Challenge
Locate the lines of the listing below that hold "index", then copy each of them.

Data extract
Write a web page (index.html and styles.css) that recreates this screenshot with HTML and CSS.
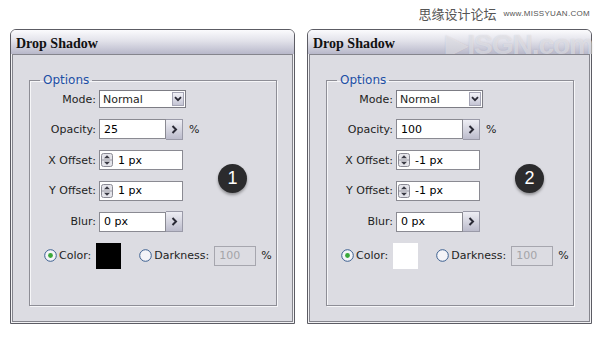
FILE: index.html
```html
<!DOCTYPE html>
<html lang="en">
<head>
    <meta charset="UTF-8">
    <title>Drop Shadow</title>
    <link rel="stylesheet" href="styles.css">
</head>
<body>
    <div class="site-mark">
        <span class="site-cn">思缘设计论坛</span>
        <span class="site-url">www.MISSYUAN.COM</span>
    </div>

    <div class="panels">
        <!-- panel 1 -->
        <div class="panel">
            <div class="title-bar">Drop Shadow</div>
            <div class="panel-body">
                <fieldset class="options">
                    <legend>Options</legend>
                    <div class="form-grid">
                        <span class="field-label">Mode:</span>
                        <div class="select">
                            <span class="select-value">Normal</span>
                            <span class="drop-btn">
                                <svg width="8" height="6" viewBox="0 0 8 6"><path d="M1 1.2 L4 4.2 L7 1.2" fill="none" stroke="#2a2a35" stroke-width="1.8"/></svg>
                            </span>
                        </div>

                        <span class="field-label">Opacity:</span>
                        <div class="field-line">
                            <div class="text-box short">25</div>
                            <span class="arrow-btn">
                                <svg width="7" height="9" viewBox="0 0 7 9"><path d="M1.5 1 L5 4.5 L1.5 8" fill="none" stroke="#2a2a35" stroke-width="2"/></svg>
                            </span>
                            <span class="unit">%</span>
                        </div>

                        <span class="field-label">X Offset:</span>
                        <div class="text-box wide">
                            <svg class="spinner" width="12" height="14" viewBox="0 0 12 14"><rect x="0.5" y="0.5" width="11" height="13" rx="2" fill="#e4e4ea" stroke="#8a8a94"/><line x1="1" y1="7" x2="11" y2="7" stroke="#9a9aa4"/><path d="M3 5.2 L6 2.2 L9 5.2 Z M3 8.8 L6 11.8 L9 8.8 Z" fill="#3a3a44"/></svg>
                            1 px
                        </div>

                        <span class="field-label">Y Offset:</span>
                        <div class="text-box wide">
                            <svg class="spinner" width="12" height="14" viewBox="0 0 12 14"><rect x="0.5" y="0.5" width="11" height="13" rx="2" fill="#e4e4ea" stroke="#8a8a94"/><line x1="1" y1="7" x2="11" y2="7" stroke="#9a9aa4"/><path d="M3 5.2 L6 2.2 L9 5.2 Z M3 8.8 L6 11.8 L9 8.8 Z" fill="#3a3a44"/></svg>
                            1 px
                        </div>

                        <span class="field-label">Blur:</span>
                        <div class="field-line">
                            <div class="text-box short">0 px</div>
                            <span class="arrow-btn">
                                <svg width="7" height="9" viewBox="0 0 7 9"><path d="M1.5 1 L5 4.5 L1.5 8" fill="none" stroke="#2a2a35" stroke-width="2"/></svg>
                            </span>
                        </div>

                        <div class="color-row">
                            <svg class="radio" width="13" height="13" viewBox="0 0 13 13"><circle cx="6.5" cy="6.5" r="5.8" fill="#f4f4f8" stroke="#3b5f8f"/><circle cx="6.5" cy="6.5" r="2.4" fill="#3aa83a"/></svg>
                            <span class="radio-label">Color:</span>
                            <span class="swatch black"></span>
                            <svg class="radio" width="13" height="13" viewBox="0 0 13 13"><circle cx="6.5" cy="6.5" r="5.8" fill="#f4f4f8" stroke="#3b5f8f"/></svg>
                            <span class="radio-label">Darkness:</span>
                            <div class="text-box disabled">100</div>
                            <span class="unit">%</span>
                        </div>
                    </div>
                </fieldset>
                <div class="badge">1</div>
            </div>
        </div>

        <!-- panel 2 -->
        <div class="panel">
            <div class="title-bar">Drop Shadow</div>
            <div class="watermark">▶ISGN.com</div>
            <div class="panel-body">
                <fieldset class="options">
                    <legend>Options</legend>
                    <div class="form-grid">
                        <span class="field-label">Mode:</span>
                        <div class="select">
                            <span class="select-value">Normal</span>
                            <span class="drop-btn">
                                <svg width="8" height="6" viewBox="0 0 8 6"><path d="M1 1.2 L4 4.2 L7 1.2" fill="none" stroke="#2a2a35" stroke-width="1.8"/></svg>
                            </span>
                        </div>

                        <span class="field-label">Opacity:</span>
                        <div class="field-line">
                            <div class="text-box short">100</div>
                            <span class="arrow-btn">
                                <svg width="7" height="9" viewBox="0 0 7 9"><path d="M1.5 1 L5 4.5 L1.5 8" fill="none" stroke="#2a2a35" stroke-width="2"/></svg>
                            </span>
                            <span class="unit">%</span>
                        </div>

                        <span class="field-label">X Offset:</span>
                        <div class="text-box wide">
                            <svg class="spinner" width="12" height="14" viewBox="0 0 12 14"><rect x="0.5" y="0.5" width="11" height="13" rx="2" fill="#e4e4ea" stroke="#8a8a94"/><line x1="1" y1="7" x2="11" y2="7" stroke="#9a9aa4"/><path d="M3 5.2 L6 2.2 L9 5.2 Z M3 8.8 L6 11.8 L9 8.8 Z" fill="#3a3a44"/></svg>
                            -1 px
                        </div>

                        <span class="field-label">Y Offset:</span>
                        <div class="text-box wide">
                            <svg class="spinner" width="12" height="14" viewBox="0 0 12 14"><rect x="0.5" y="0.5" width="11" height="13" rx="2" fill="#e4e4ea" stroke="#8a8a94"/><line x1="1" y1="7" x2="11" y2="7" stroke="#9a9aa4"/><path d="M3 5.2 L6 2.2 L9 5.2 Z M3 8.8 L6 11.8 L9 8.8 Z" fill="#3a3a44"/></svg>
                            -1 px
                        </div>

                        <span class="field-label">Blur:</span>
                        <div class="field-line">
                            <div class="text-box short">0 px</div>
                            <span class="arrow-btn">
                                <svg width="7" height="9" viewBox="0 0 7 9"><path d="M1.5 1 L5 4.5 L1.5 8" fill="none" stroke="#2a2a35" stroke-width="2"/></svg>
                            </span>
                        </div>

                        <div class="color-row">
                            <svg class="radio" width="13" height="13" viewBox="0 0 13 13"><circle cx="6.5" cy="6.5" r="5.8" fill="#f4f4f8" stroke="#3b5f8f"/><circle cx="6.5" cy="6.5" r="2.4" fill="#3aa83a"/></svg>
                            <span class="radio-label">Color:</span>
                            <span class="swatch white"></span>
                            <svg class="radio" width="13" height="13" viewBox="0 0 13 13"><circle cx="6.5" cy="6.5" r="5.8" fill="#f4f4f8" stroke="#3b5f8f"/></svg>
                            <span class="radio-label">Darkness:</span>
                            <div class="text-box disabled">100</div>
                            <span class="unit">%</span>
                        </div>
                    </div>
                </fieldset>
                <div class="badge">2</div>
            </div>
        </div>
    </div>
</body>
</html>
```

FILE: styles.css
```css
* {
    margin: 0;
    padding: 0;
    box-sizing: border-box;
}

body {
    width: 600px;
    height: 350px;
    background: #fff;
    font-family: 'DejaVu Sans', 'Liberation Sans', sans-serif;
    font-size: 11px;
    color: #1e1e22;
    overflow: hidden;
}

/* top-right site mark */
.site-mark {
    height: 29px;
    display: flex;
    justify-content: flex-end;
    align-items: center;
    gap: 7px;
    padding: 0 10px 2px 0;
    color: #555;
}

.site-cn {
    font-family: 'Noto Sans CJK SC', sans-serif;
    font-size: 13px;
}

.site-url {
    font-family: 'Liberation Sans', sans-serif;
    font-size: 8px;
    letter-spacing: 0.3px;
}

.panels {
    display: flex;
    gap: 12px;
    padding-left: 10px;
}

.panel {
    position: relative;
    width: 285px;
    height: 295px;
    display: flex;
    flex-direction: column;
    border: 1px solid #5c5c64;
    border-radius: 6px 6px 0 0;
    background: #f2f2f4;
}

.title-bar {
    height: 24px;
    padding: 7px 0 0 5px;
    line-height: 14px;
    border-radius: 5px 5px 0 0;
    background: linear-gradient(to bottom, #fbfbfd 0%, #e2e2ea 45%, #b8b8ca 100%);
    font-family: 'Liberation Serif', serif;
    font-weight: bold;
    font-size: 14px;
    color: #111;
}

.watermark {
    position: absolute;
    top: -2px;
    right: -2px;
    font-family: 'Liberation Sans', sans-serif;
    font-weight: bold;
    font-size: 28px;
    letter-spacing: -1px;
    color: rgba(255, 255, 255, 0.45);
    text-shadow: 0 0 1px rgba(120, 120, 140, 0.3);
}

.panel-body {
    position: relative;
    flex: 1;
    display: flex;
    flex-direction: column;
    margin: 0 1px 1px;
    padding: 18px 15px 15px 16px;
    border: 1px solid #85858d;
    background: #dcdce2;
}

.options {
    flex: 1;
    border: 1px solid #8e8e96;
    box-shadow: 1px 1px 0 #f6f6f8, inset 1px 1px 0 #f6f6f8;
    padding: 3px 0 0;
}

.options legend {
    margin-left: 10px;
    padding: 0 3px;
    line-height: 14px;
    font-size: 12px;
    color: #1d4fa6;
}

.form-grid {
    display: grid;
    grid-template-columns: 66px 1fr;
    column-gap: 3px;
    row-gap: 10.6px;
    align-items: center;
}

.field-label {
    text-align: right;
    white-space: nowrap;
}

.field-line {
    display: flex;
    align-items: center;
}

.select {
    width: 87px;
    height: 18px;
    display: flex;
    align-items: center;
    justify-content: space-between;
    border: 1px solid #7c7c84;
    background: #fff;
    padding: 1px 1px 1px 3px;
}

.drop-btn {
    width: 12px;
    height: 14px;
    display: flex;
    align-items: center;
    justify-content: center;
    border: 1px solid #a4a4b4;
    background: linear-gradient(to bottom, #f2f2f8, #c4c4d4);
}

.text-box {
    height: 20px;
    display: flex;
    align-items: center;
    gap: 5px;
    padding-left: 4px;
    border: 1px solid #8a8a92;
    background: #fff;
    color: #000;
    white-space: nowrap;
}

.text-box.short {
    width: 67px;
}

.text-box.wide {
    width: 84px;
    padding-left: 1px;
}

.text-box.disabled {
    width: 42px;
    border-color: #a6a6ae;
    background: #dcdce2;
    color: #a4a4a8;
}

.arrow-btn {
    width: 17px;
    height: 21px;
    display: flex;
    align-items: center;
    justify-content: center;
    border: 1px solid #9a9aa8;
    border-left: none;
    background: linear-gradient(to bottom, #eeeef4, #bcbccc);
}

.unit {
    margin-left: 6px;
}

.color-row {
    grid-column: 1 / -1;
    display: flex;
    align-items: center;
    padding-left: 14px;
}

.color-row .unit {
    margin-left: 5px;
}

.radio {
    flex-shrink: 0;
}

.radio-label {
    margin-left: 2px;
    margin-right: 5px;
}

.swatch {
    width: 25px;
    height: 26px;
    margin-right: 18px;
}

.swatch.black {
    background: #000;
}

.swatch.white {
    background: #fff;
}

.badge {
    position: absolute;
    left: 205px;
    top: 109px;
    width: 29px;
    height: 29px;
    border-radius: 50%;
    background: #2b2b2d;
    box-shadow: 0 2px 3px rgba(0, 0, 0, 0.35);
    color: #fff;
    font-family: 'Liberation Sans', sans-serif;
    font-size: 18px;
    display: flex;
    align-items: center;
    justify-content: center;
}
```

Solution for this problem
Write a web page (index.html and styles.css) that recreates this screenshot with HTML and CSS.
FILE: index.html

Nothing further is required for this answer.